— Begin Data excerpt —

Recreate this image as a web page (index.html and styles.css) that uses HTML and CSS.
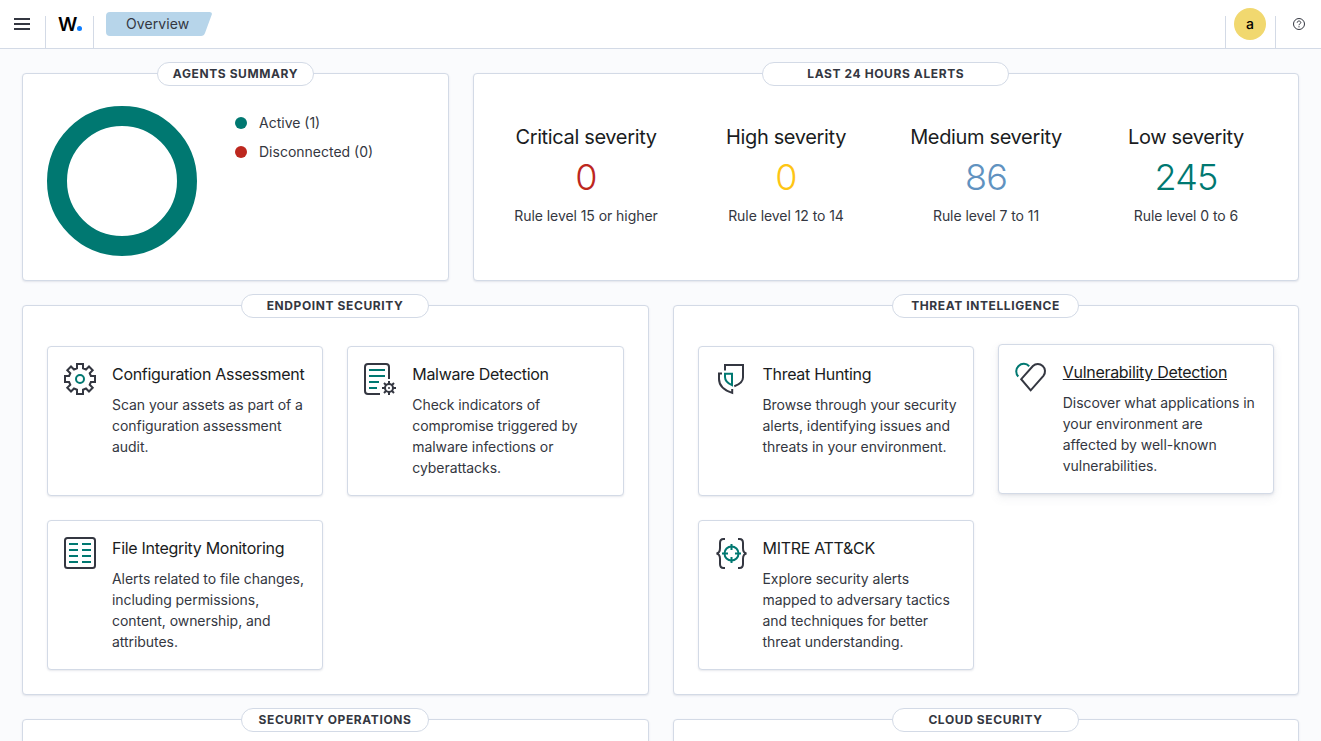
FILE: index.html
```html
<!DOCTYPE html>
<html lang="en">
<head>
<meta charset="utf-8">
<title>Overview</title>
<link rel="stylesheet" href="styles.css">
</head>
<body>
<header class="header">
  <div class="header-section menu">
    <svg width="16" height="16" viewBox="0 0 16 16"><path d="M0 2h16v2H0zM0 7h16v2H0zM0 12h16v2H0z"/></svg>
  </div>
  <div class="header-section brand"><span class="brand-w">W</span><span class="brand-dot"></span></div>
  <div class="header-section crumbs">
    <div class="crumb">
      <svg class="crumb-shape" width="106" height="24" viewBox="0 0 106 24"><path d="M4 0h99.500q3 0 2.300 2.500L99 21q-1 3-4 3H4q-4 0-4-4V4q0-4 4-4z"/></svg>
      <span class="crumb-text">Overview</span>
    </div>
  </div>
  <div class="header-section user"><span class="avatar">a</span></div>
  <div class="header-section help">
    <svg width="12" height="12" viewBox="0 0 12 12" fill="none" stroke="#343741"><circle cx="6" cy="6" r="5.500"/><path d="M4.200 4.700C4.200 3.600 5 3 6 3s1.800.7 1.800 1.600C7.800 5.800 6 5.700 6 7.200M6 8.200v1.200"/></svg>
  </div>
</header>
<main class="page">
  <div class="row summary">
    <section class="panel">
      <h2 class="pill pill-agents">Agents summary</h2>
      <div class="agents">
        <svg width="150" height="150" viewBox="0 0 150 150"><circle cx="75" cy="75" r="65" fill="none" stroke="#007871" stroke-width="20"/></svg>
        <ul class="legend">
          <li><i class="dot dot-active"></i>Active (1)</li>
          <li><i class="dot dot-off"></i>Disconnected (0)</li>
        </ul>
      </div>
    </section>
    <section class="panel">
      <h2 class="pill pill-alerts">Last 24 hours alerts</h2>
      <div class="stats">
        <div class="stat"><h3>Critical severity</h3><p class="num critical">0</p><p class="rule">Rule level 15 or higher</p></div>
        <div class="stat"><h3>High severity</h3><p class="num high">0</p><p class="rule">Rule level 12 to 14</p></div>
        <div class="stat"><h3>Medium severity</h3><p class="num medium">86</p><p class="rule">Rule level 7 to 11</p></div>
        <div class="stat"><h3>Low severity</h3><p class="num low">245</p><p class="rule">Rule level 0 to 6</p></div>
      </div>
    </section>
  </div>
  <div class="row apps">
    <section class="panel">
      <h2 class="pill">Endpoint security</h2>
      <div class="cards">
        <article class="card">
          <svg class="icon" viewBox="0 0 32 32"><path d="M13 1h6v4.300l3 1.200 3-3L28.700 7.200l-3 3 1.200 2.800H31v6h-4.100l-1.200 2.800 3 3-3.700 3.700-3-3-3 1.200V31h-6v-4.300l-3-1.200-3 3-3.700-3.700 3-3L5.100 19H1v-6h4.100l1.200-2.800-3-3L7 3.500l3 3 3-1.200z"/><circle class="accent" cx="16" cy="16" r="4"/></svg>
          <div class="card-body"><h3>Configuration Assessment</h3><p>Scan your assets as part of a configuration assessment audit.</p></div>
        </article>
        <article class="card">
          <svg class="icon" viewBox="0 0 32 32"><path d="M16 31H4a3 3 0 0 1-3-3V4a3 3 0 0 1 3-3h18a3 3 0 0 1 3 3v12"/><path class="accent" d="M5 7h16M5 13h16M5 19h10M5 25h8"/><g><circle cx="25" cy="25" r="4"/><path d="M25 18v3M25 29v3M18 25h3M29 25h3M20 20l2.200 2.200M27.800 27.800L30 30M20 30l2.200-2.200M27.800 22.200L30 20"/><circle cx="25" cy="25" r="1" stroke="none" fill="#343741"/></g></svg>
          <div class="card-body"><h3>Malware Detection</h3><p>Check indicators of compromise triggered by malware infections or cyberattacks.</p></div>
        </article>
        <article class="card">
          <svg class="icon" viewBox="0 0 32 32"><rect x="1" y="1" width="30" height="30" rx="2.500"/><path class="accent" d="M5 7h9M18 7h9M5 13h9M18 13h9M5 19h9M18 19h9M5 25h9M18 25h9"/></svg>
          <div class="card-body"><h3>File Integrity Monitoring</h3><p>Alerts related to file changes, including permissions, content, ownership, and attributes.</p></div>
        </article>
      </div>
    </section>
    <section class="panel">
      <h2 class="pill">Threat intelligence</h2>
      <div class="cards">
        <article class="card">
          <svg class="icon" viewBox="0 0 32 32"><path d="M10 7.500V2h18v12.500c0 4-3.300 6.800-8.700 8.700M7 10.500H4V16c0 6.500 4.500 11 13.200 13.900V26"/><path class="accent" d="M10 10.700h7v11.500C12 20 10 17.500 10 14z"/></svg>
          <div class="card-body"><h3>Threat Hunting</h3><p>Browse through your security alerts, identifying issues and threats in your environment.</p></div>
        </article>
        <article class="card card-hover">
          <svg class="icon" viewBox="0 0 32 32"><path class="accent" d="M3.300 15.500A7.300 7.300 0 0 1 14.200 5.200"/><path d="M15.700 29.300L6.200 18.200 17.900 5A7.200 7.200 0 0 1 28.400 14.800z"/></svg>
          <div class="card-body"><h3>Vulnerability Detection</h3><p>Discover what applications in your environment are affected by well-known vulnerabilities.</p></div>
        </article>
        <article class="card">
          <svg class="icon" viewBox="0 0 32 32"><path d="M10 2H8.500Q5 2 5 6v5q0 5-3.500 5.500Q5 17 5 22v5q0 4 3.500 4H10M23 2h1.500Q28 2 28 6v5q0 5 3.500 5.500Q28 17 28 22v5q0 4-3.500 4H23"/><circle class="accent" cx="16.500" cy="16.500" r="7"/><path class="accent" d="M16.500 7v6M16.500 20v6M7 16.500h6M20 16.500h6"/></svg>
          <div class="card-body"><h3>MITRE ATT&amp;CK</h3><p>Explore security alerts mapped to adversary tactics and techniques for better threat understanding.</p></div>
        </article>
      </div>
    </section>
  </div>
  <div class="row apps next">
    <section class="panel"><h2 class="pill">Security operations</h2></section>
    <section class="panel"><h2 class="pill">Cloud security</h2></section>
  </div>
</main>
</body>
</html>
```

FILE: styles.css
```css
* { box-sizing: border-box; }
body, h2, h3, p, ul { margin: 0; padding: 0; }
body {
  height: 741px;
  overflow: hidden;
  background: #fafbfd;
  color: #343741;
  font: 400 14px/21px Inter, "Liberation Sans", sans-serif;
}
svg { display: block; flex: none; }

.header {
  display: flex;
  height: 49px;
  background: #fff;
  border-bottom: 1px solid #d3dae6;
}
.header-section { display: flex; align-items: center; height: 48px; }
.menu { width: 45px; padding-left: 14px; fill: #343741; }
.brand, .crumbs, .help {
  background: linear-gradient(#d3dae6, #d3dae6) 0 16px / 1px 32px no-repeat;
}
.brand { width: 48px; padding-left: 13px; align-items: baseline; }
.brand-w { font-size: 19px; line-height: 49px; font-weight: 600; letter-spacing: -.3px; color: #000; }
.brand-dot { width: 5px; height: 5px; border-radius: 50%; background: #0a7cff; }
.crumbs { flex: 1; padding-left: 13px; }
.crumb { display: grid; width: 106px; height: 24px; }
.crumb-shape, .crumb-text { grid-area: 1 / 1; }
.crumb-shape { fill: #b7d5ea; }
.crumb-text { padding-left: 20px; line-height: 24px; z-index: 1; letter-spacing: .1px; }
.user {
  width: 50px;
  padding-left: 9px;
  background: linear-gradient(#d3dae6, #d3dae6) 0 16px / 1px 32px no-repeat;
}
.avatar {
  width: 32px;
  height: 32px;
  border-radius: 50%;
  background: #f1d86f;
  color: #000;
  font-weight: 500;
  line-height: 32px;
  text-align: center;
}
.help { width: 46px; padding-left: 18px; }

.page { height: 692px; overflow: hidden; padding: 24px 22px 0; }
.row { display: grid; gap: 24px; margin-bottom: 24px; }
.summary { grid-template-columns: 427px 1fr; }
.summary .panel { height: 208px; }
.apps { grid-template-columns: 1fr 1fr; }
.apps .panel { height: 390px; }
.panel {
  display: flex;
  flex-direction: column;
  background: #fff;
  border: 1px solid #d3dae6;
  border-radius: 4px;
  box-shadow: 0 1px 2px rgba(105, 115, 140, .16);
}
.pill {
  align-self: center;
  width: 187.5px;
  height: 24px;
  margin-top: -12px;
  margin-right: .5px;
  border: 1px solid #d3dae6;
  border-radius: 12px;
  background: #fff;
  font-size: 12px;
  line-height: 22px;
  font-weight: 700;
  letter-spacing: .6px;
  text-align: center;
  text-transform: uppercase;
  white-space: nowrap;
}
.pill-agents { width: 157px; margin-right: 0; }
.pill-alerts { width: 247px; }

.agents { display: flex; padding: 20px 24px; }
.legend { list-style: none; padding: 6px 0 0 38px; }
.legend li { display: flex; align-items: center; height: 21px; margin-bottom: 8px; }
.dot { width: 12px; height: 12px; margin-right: 12px; border-radius: 50%; }
.dot-active { background: #007871; }
.dot-off { background: #bd271e; }

.stats {
  display: grid;
  grid-template-columns: repeat(4, 1fr);
  gap: 24px;
  padding: 39px 24px 0;
  text-align: center;
}
.stat h3 { font-size: 20px; line-height: 24px; font-weight: 400; letter-spacing: -.35px; color: #1a1c21; white-space: nowrap; }
.num { font-size: 36px; line-height: 40px; font-weight: 350; letter-spacing: -.8px; margin: 8px 0; }
.rule { letter-spacing: -.06px; }
.critical { color: #bd271e; }
.high { color: #fec514; }
.medium { color: #6092c0; }
.low { color: #007871; }

.cards {
  display: grid;
  grid-template-columns: repeat(2, minmax(0, 1fr));
  grid-auto-rows: 150px;
  gap: 24px;
  padding: 28px 24px 0;
}
.card {
  display: flex;
  gap: 16px;
  padding: 16px;
  border: 1px solid #d3dae6;
  border-radius: 4px;
  background: #fff;
  box-shadow: 0 1px 2px rgba(105, 115, 140, .16);
}
.card-hover {
  transform: translateY(-2px);
  box-shadow: 0 1px 3px rgba(105, 115, 140, .16), 0 4px 10px rgba(105, 115, 140, .1);
}
.card-hover h3 { text-decoration: underline; }
.card-body { flex: 1; min-width: 0; margin-top: -1px; }
.card h3 {
  margin-bottom: 8px;
  font-size: 16px;
  line-height: 24px;
  font-weight: 400;
  letter-spacing: -.3px;
  color: #1a1c21;
  white-space: nowrap;
}
.card p { letter-spacing: -.05px; }
.icon { width: 32px; height: 32px; fill: none; stroke: #343741; stroke-width: 2; }
.accent { stroke: #007871; }
```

— End Data excerpt —

*Your goal:*
Copy each line of the preceding data that contains the string "page".

*The answer:*
Recreate this image as a web page (index.html and styles.css) that uses HTML and CSS.
<main class="page">
.page { height: 692px; overflow: hidden; padding: 24px 22px 0; }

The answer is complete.